Now, let's see the architecture :
The client/server part is quite straightforward and doesn't really deserve an in-depth explanation. However, it could be interesting to better describe the storage engine which is worth taking a bit of supplementary time.
-
crabe_db : The public structures are located here. The CrabeDB and its Options are available here as with the higher level logic like get, set, remove and synchronization/compaction threads. All the memory slot allocation details are defined in appropriated modules.
-
slot : This module define the memory model used to store the key/value couple. As you can see the access to a CrabeDBInternal instance (and consequently a MemIdx instance embedding the HashMap storing the entries) is wrapped inside a thread-safe reference-counting pointer (Arc) which means that, using a locking mechanism, the operation on the memory allows concurrency. We can thus have multiple clients safely accessing the same resources on the same server without any data races. You will see that our "memory" (
CrabeDB::CrabeDBInternal::MemIdx
) store the keys but its values aren't directly the encoded string values but rather aMemIdxEntry
which wraps metadata information on where to find/write the value using a Log-Structured-Merge encoder/decoder. This approach is inspired by the works on the hugely successful Key/Value stores like LevelDB and RocksDB. However, we surely don't match their performances and our implementation hasn't been thought to be distributed (yet). -
chunk_queue : Map a file_id to a list of File objects. It also implement a queueing system with a least recently used eviction policy to remove the right file_id when the size is greater than the capacity.
-
lsm : Reading a writing the logs in the SSTables and also write to the compaction log (.cpct file) which are used to hint the compaction process on where are the log to compact. We trigger the compaction thread for a set of file (using their file_id) if different factor are met. For example, for a given file_id, we will check the
fragmentation_factor
which is the ratio of dead_entries in a file. If the fragmentation_factor is high (let's say above 40%), we can compact the SSTable in removing the "tombstoned" entries (dead_entries). The compaction can also be trigger if the "dead bytes" threshold is met : it is the ratio of the size of the tombstoned entries. We keep a mapping in memory calledCompactionAnalysis
which link a file_id to its number of dead entries, number of total entries and the size of dead entries. -
error : Result wrapper for
std::result::Result
with a custom Error enum type. -
xxhash : Wrapper type for the xxhash algorithm, an extremely fast hash algorithm.
-
options : Define simple structures to store Synchronization and Storage options.
-
util : Functions that couldn't fit anywhere else...
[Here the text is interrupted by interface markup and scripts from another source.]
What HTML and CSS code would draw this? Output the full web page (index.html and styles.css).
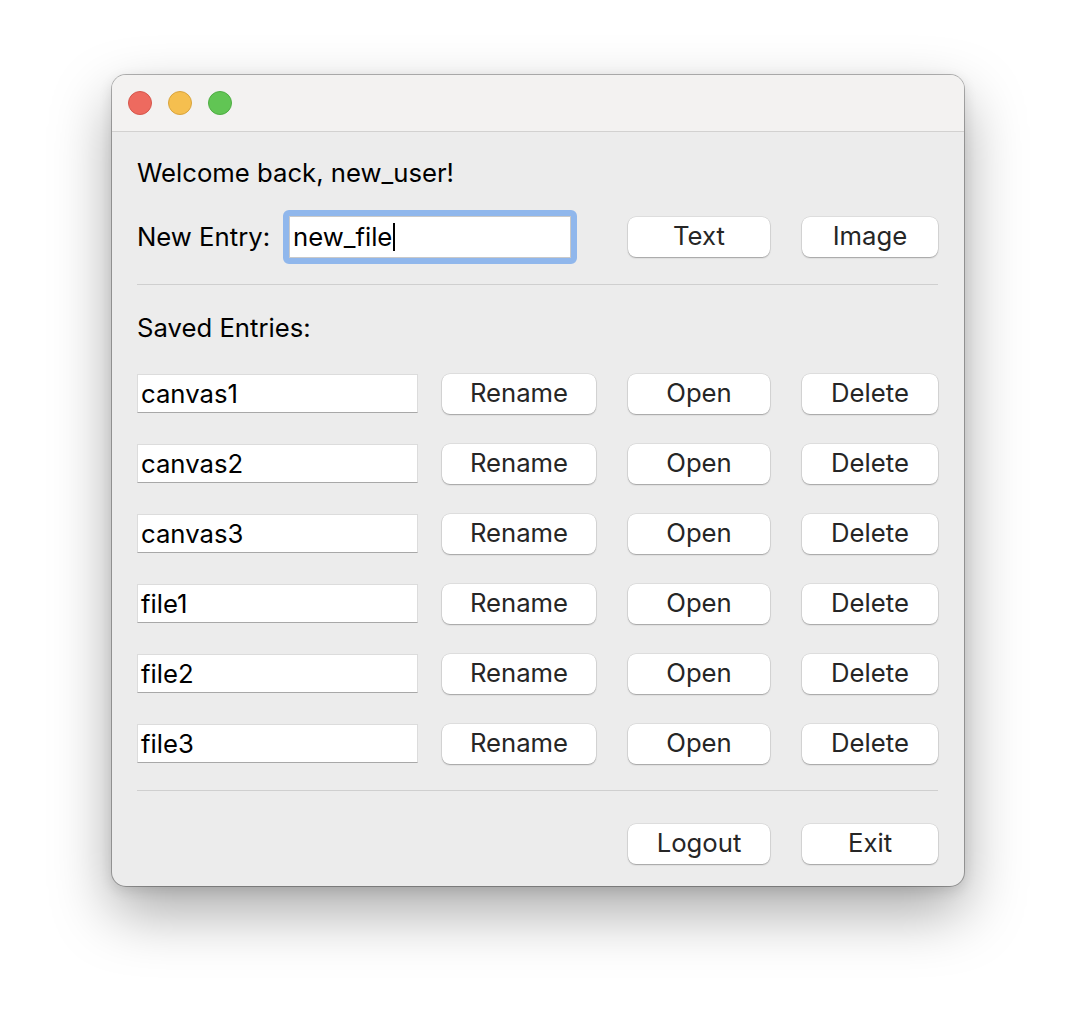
FILE: index.html
```html
<!DOCTYPE html>
<html>
<head>
<meta charset="utf-8">
<link rel="stylesheet" href="styles.css">
</head>
<body>
<div class="window">
  <div class="titlebar">
    <span class="light red"></span>
    <span class="light yellow"></span>
    <span class="light green"></span>
  </div>
  <div class="content">
    <div class="welcome">Welcome back, new_user!</div>
    <div class="grid new-row">
      <div class="new-entry">
        <span class="label">New Entry:</span>
        <div class="focus-ring"><div class="input">new_file<span class="caret"></span></div></div>
      </div>
      <button class="btn c3">Text</button>
      <button class="btn c4">Image</button>
    </div>
    <div class="sep sep1"></div>
    <div class="saved">Saved Entries:</div>
    <div class="grid rows">
      <div class="entry">canvas1</div><button class="btn c2">Rename</button><button class="btn c3">Open</button><button class="btn c4">Delete</button>
      <div class="entry">canvas2</div><button class="btn c2">Rename</button><button class="btn c3">Open</button><button class="btn c4">Delete</button>
      <div class="entry">canvas3</div><button class="btn c2">Rename</button><button class="btn c3">Open</button><button class="btn c4">Delete</button>
      <div class="entry">file1</div><button class="btn c2">Rename</button><button class="btn c3">Open</button><button class="btn c4">Delete</button>
      <div class="entry">file2</div><button class="btn c2">Rename</button><button class="btn c3">Open</button><button class="btn c4">Delete</button>
      <div class="entry">file3</div><button class="btn c2">Rename</button><button class="btn c3">Open</button><button class="btn c4">Delete</button>
    </div>
    <div class="sep sep2"></div>
    <div class="grid footer">
      <button class="btn c3">Logout</button>
      <button class="btn c4">Exit</button>
    </div>
  </div>
</div>
</body>
</html>
```

FILE: styles.css
```css
html, body {
  margin: 0;
  padding: 0;
  background: #ffffff;
}
body {
  width: 1076px;
  height: 1034px;
  overflow: hidden;
  padding: 75px 0 0 112px;
  box-sizing: border-box;
  font-family: Inter, "Liberation Sans", sans-serif;
  font-size: 25.7px;
  color: #000;
}
.window {
  width: 852px;
  height: 811px;
  background: #ececec;
  border-radius: 14px;
  box-shadow: 0 0 0 1px rgba(0,0,0,0.28), 0 26px 60px rgba(0,0,0,0.34), 0 4px 14px rgba(0,0,0,0.12);
  overflow: hidden;
  box-sizing: border-box;
}
.titlebar {
  height: 56px;
  background: #f3f2f1;
  border-bottom: 1px solid #d2d1d0;
  display: flex;
  align-items: center;
  padding-left: 16px;
  gap: 16px;
}
.light {
  width: 24px;
  height: 24px;
  border-radius: 50%;
  box-sizing: border-box;
}
.red { background: #ee6a5f; border: 1px solid #d6564c; }
.yellow { background: #f5bf4f; border: 1px solid #d9a43d; }
.green { background: #61c554; border: 1px solid #4ead43; }

.content {
  padding: 0 26px 0 25px;
}
.welcome {
  margin-top: 26px;
  height: 30px;
  line-height: 30px;
}
.grid {
  display: grid;
  grid-template-columns: 305px 186px 174px 136px;
}
.new-row {
  margin-top: 22px;
  height: 54px;
  align-items: center;
}
.new-entry {
  grid-column: 1 / 3;
  display: flex;
  align-items: center;
}
.label {
  width: 146px;
  line-height: 30px;
}
.focus-ring {
  width: 294px;
  height: 54px;
  box-sizing: border-box;
  border: 6px solid #90b7ec;
  border-radius: 6px;
  background: #fff;
}
.input {
  height: 42px;
  box-sizing: border-box;
  border: 1px solid #c9c9c9;
  background: #fff;
  padding-left: 3px;
  line-height: 40px;
  display: flex;
  align-items: center;
}
.caret {
  display: inline-block;
  width: 2px;
  height: 28px;
  background: #000;
  margin-left: 1px;
}
.btn {
  height: 40px;
  border: none;
  background: #fff;
  border-radius: 8px;
  box-shadow: 0 0 0 0.5px rgba(0,0,0,0.12), 0 1px 1.5px rgba(0,0,0,0.28);
  font-family: inherit;
  font-size: 25.7px;
  color: #262626;
  padding: 0 0 2px 0;
  line-height: 38px;
}
.c2 { width: 154px; grid-column: 2; }
.c3 { width: 142px; grid-column: 3; }
.c4 { width: 136px; grid-column: 4; }
.sep {
  height: 1px;
  background: #cfcfcf;
}
.sep1 { margin-top: 20px; }
.saved {
  margin-top: 28px;
  height: 30px;
  line-height: 30px;
}
.rows {
  margin-top: 31px;
  row-gap: 30px;
  grid-auto-rows: 40px;
}
.entry {
  width: 281px;
  height: 39px;
  box-sizing: border-box;
  background: #fff;
  border: 1px solid #dcdcdc;
  border-bottom: 1px solid #a8a8a8;
  padding-left: 3px;
  line-height: 38px;
  color: #000;
}
.sep2 { margin-top: 26px; }
.footer {
  margin-top: 33px;
}
```
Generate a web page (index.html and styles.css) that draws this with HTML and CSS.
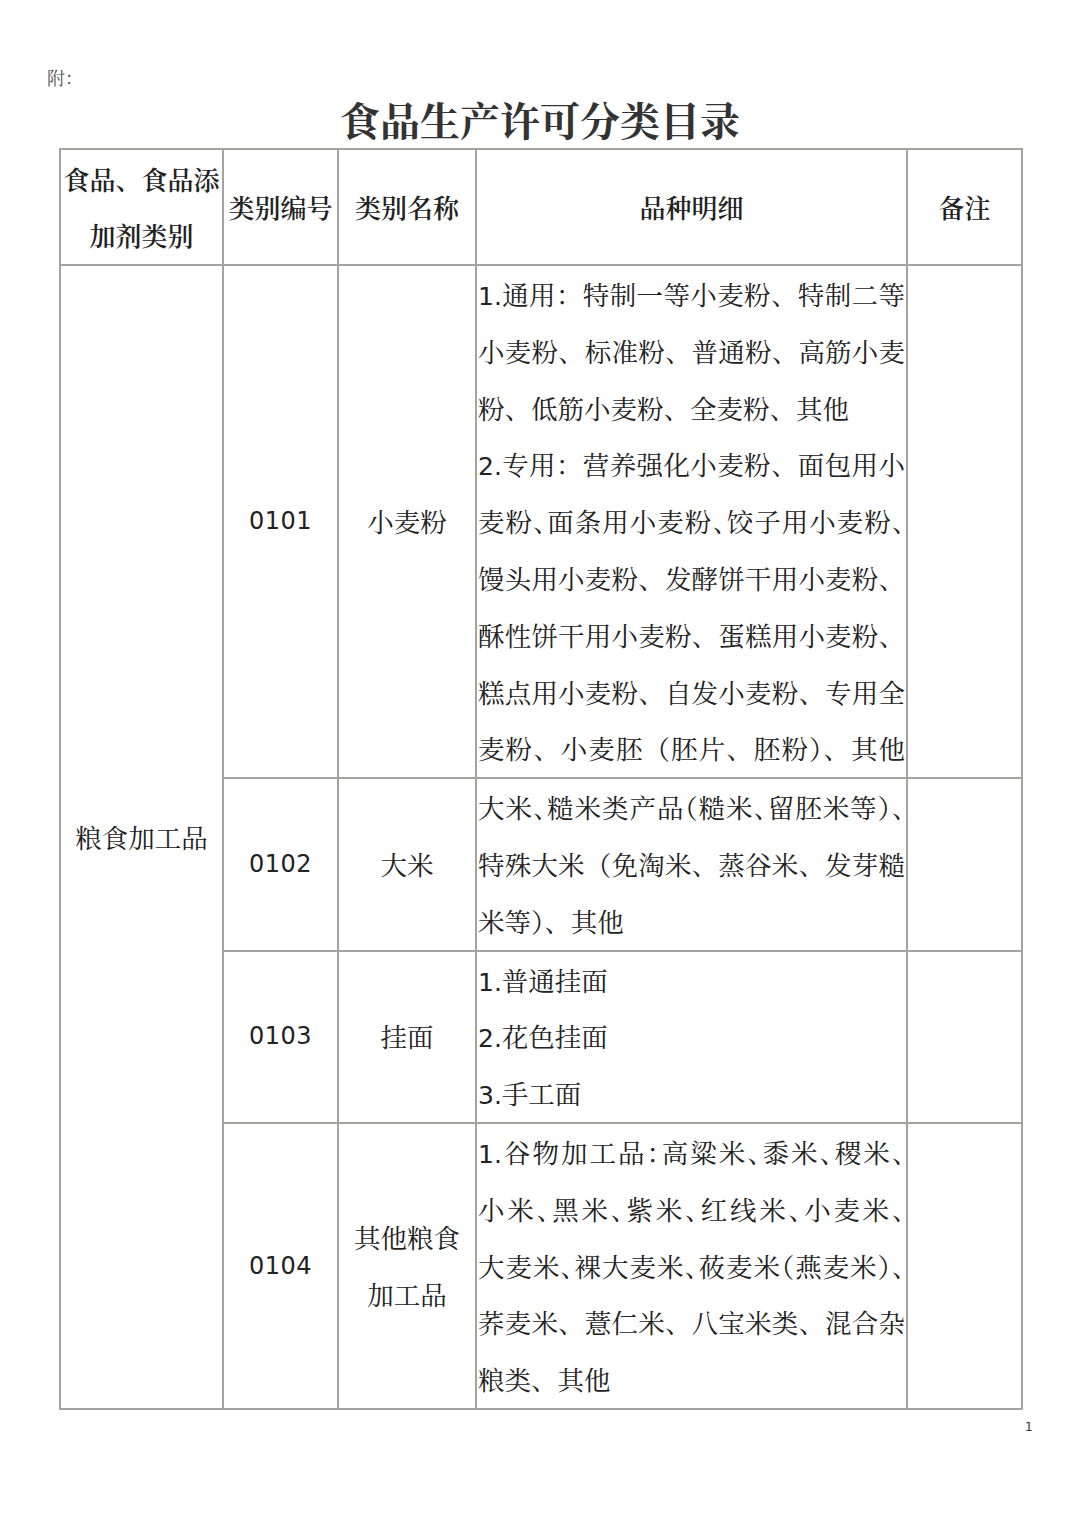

(The docker images are not optimized in size, due to lack of time... But using a builder layer + alpine:latest should offer a size around 30MB for both images.)
For the client :
-
You can build it yourself :
docker build -t crabedb-client:alpha -f docker/client.Dockerfile .
-
Or pull it from this repository :
docker pull gabrielmougard/crabedb-client:alpha
For the server :
-
You can build it yourself :
docker build -t crabedb-server:alpha -f docker/server.Dockerfile .
-
Or pull it from this repository :
docker pull gabrielmougard/crabedb-server:alpha
Create a docker network:
sudo docker network create crabedb_network
First, Run the server :
docker run\
--network crabedb_network\
--name crabedbserver -p 5000:5000\
crabedb-server:alpha "./target/debug/crabedb-server <PARAMS>"
In order to work in the docker network, you should add the mandatory option -a 0.0.0.0:5000
.
Of course, if you pull the image from the repository, replace crabedb-server:alpha
by gabrielmougard/crabedb-server:alpha
.
(enter -h
so you can have an overview of the commands.)
Run the client :
You need to get the IP address of the server container over the network now.
Just type in docker inspect <SERVER_CONTAINER_ID> | grep IPAddress
. I have 172.19.0.2
for example.
Then launch the client container with this IP address as the first positionnal argument :
docker run\
--network crabedb_network\
crabedb-client:alpha "./target/debug/crabedb-client <PARAMS>"
Of course, if you pull the image from the repository, replace crabedb-server:alpha
by gabrielmougard/crabedb-server:alpha
.
(enter -h
so you can have an overview of the commands.)
You should have the Rust toolchain installed on your machine with Cargo.
Build with cargo build --release
Then the binaries are in /target/release
The binaries for the client and server are respectively crabedb-client
and crabedb-server
(followed by the extension .exe
if you are on windows)
NOTE : At least here, you shouldn't have any networking complexities when running the binaries. The argument in the client is 127.0.0.1:5000 and for the server binary, you don't have to enter the -a
option, it will be 127.0.0.1:5000 by default.